On Nov. 5, the citizens of Tahoma School District will be able to vote on a bond intended to address overcrowding in the schools. The bond would raise the money required to build larger schools.
There is another option available. The school district administration has determined how to handle the overcrowding should the bond not pass. The elementary schools will operate year-round on four schedule tracks. The junior high and high schools will run double sessions on a conventional school year.
These are solutions with difficult side effects. I have experienced them.
In the spring of 1973, my junior high school burned to the ground. It was a sunny, unusually warm day for southeast Idaho, and my friends and I were just finishing lunch outside. The bell to return to class gave a feeble ding-a-ding and quit. Then smoke began to billow from the roof over the gym and out the gym doors. Being the rebellious 13-year-old that I was, I cheered. I couldn’t imagine a more fortuitous event. Within four hours, the tinder-dry, 50-year-old building was fully ablaze. Fire crews worked through the night to keep the fire from jumping across the streets to similarly aged houses.
If I recall correctly, the fire happened on a Tuesday about three weeks before summer break. On Monday the following week, we started split sessions with another junior high school across town to finish the school year. They attended in the morning from 7 to noon. We attended in the afternoon from 1 to 6.
Honestly, in spite of the schedule, I thought the much newer building was very nice compared to the old artifact we had been attending. The halls were wide enough to get everyone to and from class without resorting to running outside the building to get from end to end, and the rooms were actually heated. Although I was resigned to attending the afternoon session through my eighth grade year, I looked forward to being in a new building as a freshman.
But the good citizens of my hometown rejected the bond. So my classmates and I were conscripted to two more years of afternoon school until we could attend the high school our sophomore year.
I spoke earlier of side effects. Here they are.
The two sessions effectively created two social classes of students. The students attending the morning session had to rise very early, but had the rest of the day to get a burger, get a job, go to a matinee movie, or take the ski bus. The students attending the afternoon session could sleep in but did not have the occupational and recreational options.
Local diners became noisy teen hangouts. Lunchtime, which retirees once enjoyed in peaceful bliss, became noisy intimidating ordeals.
Truancy became virtually unenforceable.
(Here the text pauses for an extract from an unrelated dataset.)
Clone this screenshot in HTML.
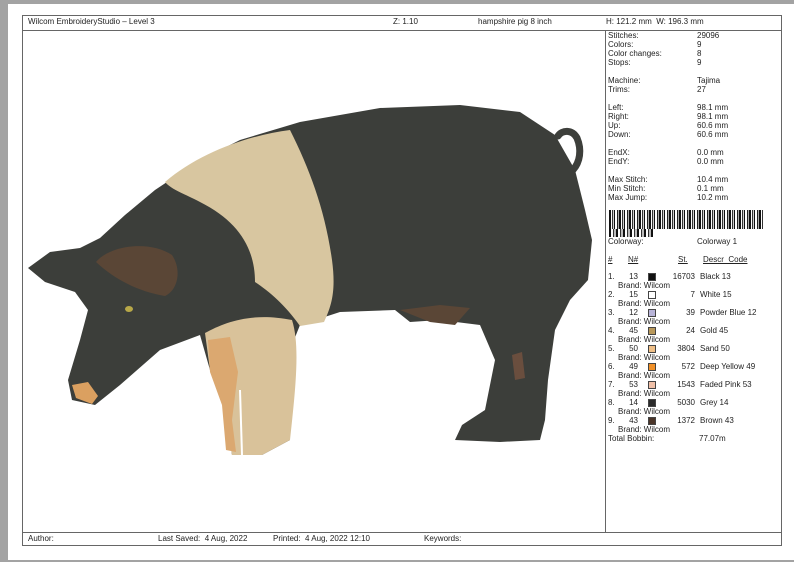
<!DOCTYPE html>
<html><head><meta charset="utf-8"><style>
*{margin:0;padding:0;box-sizing:border-box}
body{width:794px;height:562px;background:#a3a3a3;position:relative;overflow:hidden;font-family:"Liberation Sans",sans-serif;font-size:8px;color:#222}
#page{position:absolute;left:8px;top:4px;width:786px;height:556px;background:#fff}
.box{position:absolute;border:1px solid #777}
.t{position:absolute;white-space:nowrap;line-height:9px}
.sw{position:absolute;width:8px;height:8px;border:1px solid #444}
</style></head><body>
<div id="page"></div>
<div class="box" style="left:22px;top:15px;width:760px;height:531px;border-color:#666"></div>
<div class="box" style="left:22px;top:30px;width:760px;height:1px;border:0;border-top:1px solid #666"></div>
<div class="box" style="left:22px;top:532px;width:760px;height:1px;border:0;border-top:1px solid #666"></div>
<div class="box" style="left:605px;top:30px;width:1px;height:502px;border:0;border-left:1px solid #666"></div>

<div class="t" style="left:28px;top:17px">Wilcom EmbroideryStudio – Level 3</div>
<div class="t" style="left:393px;top:17px">Z: 1.10</div>
<div class="t" style="left:478px;top:17px">hampshire pig 8 inch</div>
<div class="t" style="left:606px;top:17px">H: 121.2 mm &nbsp;W: 196.3 mm</div>

<div class="t" style="left:28px;top:534px">Author:</div>
<div class="t" style="left:158px;top:534px">Last Saved: &nbsp;4 Aug, 2022</div>
<div class="t" style="left:273px;top:534px">Printed: &nbsp;4 Aug, 2022 12:10</div>
<div class="t" style="left:424px;top:534px">Keywords:</div>

<div class="t" style="left:608px;top:31px;line-height:9px">Stitches:<br>Colors:<br>Color changes:<br>Stops:<br><br>Machine:<br>Trims:<br><br>Left:<br>Right:<br>Up:<br>Down:<br><br>EndX:<br>EndY:<br><br>Max Stitch:<br>Min Stitch:<br>Max Jump:</div>
<div class="t" style="left:697px;top:31px;line-height:9px">29096<br>9<br>8<br>9<br><br>Tajima<br>27<br><br>98.1 mm<br>98.1 mm<br>60.6 mm<br>60.6 mm<br><br>0.0 mm<br>0.0 mm<br><br>10.4 mm<br>0.1 mm<br>10.2 mm</div>

<div style="position:absolute;left:609px;top:210px;width:154px;height:19px;background:repeating-linear-gradient(90deg,#111 0 2px,#fff 2px 3px,#333 3px 4px,#ccc 4px 5px,#111 5px 6px,#fff 6px 8px,#222 8px 9px,#aaa 9px 10px)"></div>
<div style="position:absolute;left:609px;top:229px;width:45px;height:8px;background:repeating-linear-gradient(90deg,#111 0 2px,#fff 2px 4px,#333 4px 5px,#bbb 5px 7px)"></div>
<div class="t" style="left:608px;top:237px">Colorway:</div>
<div class="t" style="left:697px;top:237px">Colorway 1</div>

<div class="t" style="left:608px;top:255px;text-decoration:underline">#</div>
<div class="t" style="left:628px;top:255px;text-decoration:underline">N#</div>
<div class="t" style="left:678px;top:255px;text-decoration:underline">St.</div>
<div class="t" style="left:703px;top:255px;text-decoration:underline">Descr&nbsp; Code</div>

<div id="rows"></div>
<div class="t" style="left:608px;top:434px">Total Bobbin:</div>
<div class="t" style="left:699px;top:434px">77.07m</div>

<script>
var d=[["13","#111","16703","Black 13"],["15","#fff","7","White 15"],["12","#b8b4d8","39","Powder Blue 12"],["45","#b8985a","24","Gold 45"],["50","#f0c088","3804","Sand 50"],["49","#f09028","572","Deep Yellow 49"],["53","#f0c0a8","1543","Faded Pink 53"],["14","#2a2a2a","5030","Grey 14"],["43","#4a3428","1372","Brown 43"]];
var h="";
d.forEach(function(r,i){var y=272+i*18;
h+='<div class="t" style="left:608px;top:'+y+'px">'+(i+1)+'.</div>';
h+='<div class="t" style="left:624px;top:'+y+'px;width:14px;text-align:right">'+r[0]+'</div>';
h+='<div class="sw" style="left:648px;top:'+(y+1)+'px;background:'+r[1]+'"></div>';
h+='<div class="t" style="left:660px;top:'+y+'px;width:35px;text-align:right">'+r[2]+'</div>';
h+='<div class="t" style="left:700px;top:'+y+'px">'+r[3]+'</div>';
h+='<div class="t" style="left:618px;top:'+(y+9)+'px">Brand: Wilcom</div>';});
document.getElementById("rows").innerHTML=h;
</script>

<svg style="position:absolute;left:0;top:0" width="794" height="562">
<path d="M558,136 C562,130 572,129 577,138 C582,150 580,162 573,170" stroke="#3d3f3b" stroke-width="7" fill="none" stroke-linecap="round"/>
<path fill="#3c3e3a" d="M28,268 L50,252 L80,248 L100,238 L125,215 L155,190 L200,160 L240,140 L300,122 L380,108 L460,105 L520,112 L555,135 L575,170 L585,210 L592,240 L588,280 L570,300 L555,330 L548,380 L545,420 L540,440 L500,442 L455,440 L462,425 L485,410 L495,360 L480,325 L440,320 L410,322 L395,310 L340,312 L300,325 L290,350 L290,440 L262,455 L232,455 L225,410 L210,370 L200,335 L160,350 L120,385 L95,405 L72,400 L68,380 L80,340 L88,310 L75,292 L45,282 Z"/>
<path fill="#d8c6a0" d="M165,182 C200,152 250,135 290,130 C310,170 325,210 332,260 C336,290 332,305 324,322 L300,326 C285,305 270,292 255,282 C255,250 240,222 200,202 C185,194 172,190 165,182 Z"/>
<path fill="#d9c29a" d="M205,333 C225,322 252,312 292,320 C300,345 296,385 290,440 L262,455 L232,455 L225,410 L210,370 Z"/>
<path fill="#dba870" d="M208,340 L230,337 L238,372 L232,420 L236,452 L226,450 L222,405 L210,372 Z"/>
<path d="M240,390 L242,455" stroke="#fff" stroke-width="2"/>
<path fill="#5a4636" d="M96,262 C110,245 150,240 172,255 C182,270 178,290 165,296 C140,292 115,280 96,262 Z"/>
<path fill="#5a4636" d="M400,310 L440,305 L470,308 L455,325 L430,322 Z"/>
<path fill="#6a4e3e" d="M512,355 L522,352 L525,378 L515,380 Z"/>
<path fill="#dba060" d="M72,385 L88,382 L98,396 L92,404 L76,398 Z"/>
<ellipse cx="129" cy="309" rx="4" ry="3" fill="#b8a848"/>
</svg>
</body></html>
No matter the time of day, all a student had to say is that they attended school on the other session.
Petty crime rates increased. Most students are relatively good and polite. Every crowd has a few that aren’t, and you know who they are.
Yet for Idaho Falls at that time, their solution was not nearly as difficult as it will be here for us. They had the teachers, the administrators, the buses, the drivers, etc. They just didn’t have a building to put the students in.
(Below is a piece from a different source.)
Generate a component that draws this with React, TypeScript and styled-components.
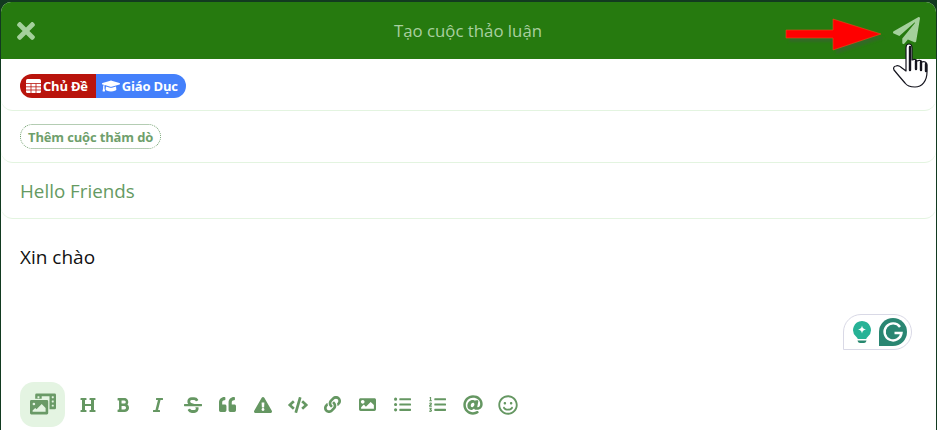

For our district, a second set of teachers, administrators, and support staff must be hired to staff the additional sessions at the junior and senior high schools. They don’t come free.
The Tahoma buses will run all the time, earlier in the morning and later in the evening, effectively jamming rush hour traffic morning and night. Idaho Falls simply did not have much of a rush hour then.
Tahoma will need to hire additional bus drivers, as they cannot be on duty from 5:30 a.m. through 7:30 p.m. And it is likely that Tahoma will need to purchase more busses to serve the unusual mix of school schedules.
If a family has one student in grade school and another in junior or senior high school, they will just need to deal with the conflicting schedules.
Tahoma is unlikely to be immune from the problems of increased truancy, petty crime, and the social inequalities of double sessions.
This is not a solution. This is triage.
In 1974, a strange thing happened in my hometown. Local businesses and the city government, including the police guild, endorsed a school bond to build a new junior high school. The bond in Idaho Falls eventually passed and a new school was built. I never did attend it.
There is another common theme between Tahoma and this story. The Maple Valley City Council and the Maple Valley Chamber of Commerce both support this bond for Tahoma schools.
Vote for it.
My kids will have all graduated high school, and will not attend the new schools here. But I’m voting for the bond because I believe other kids, maybe your kids, should.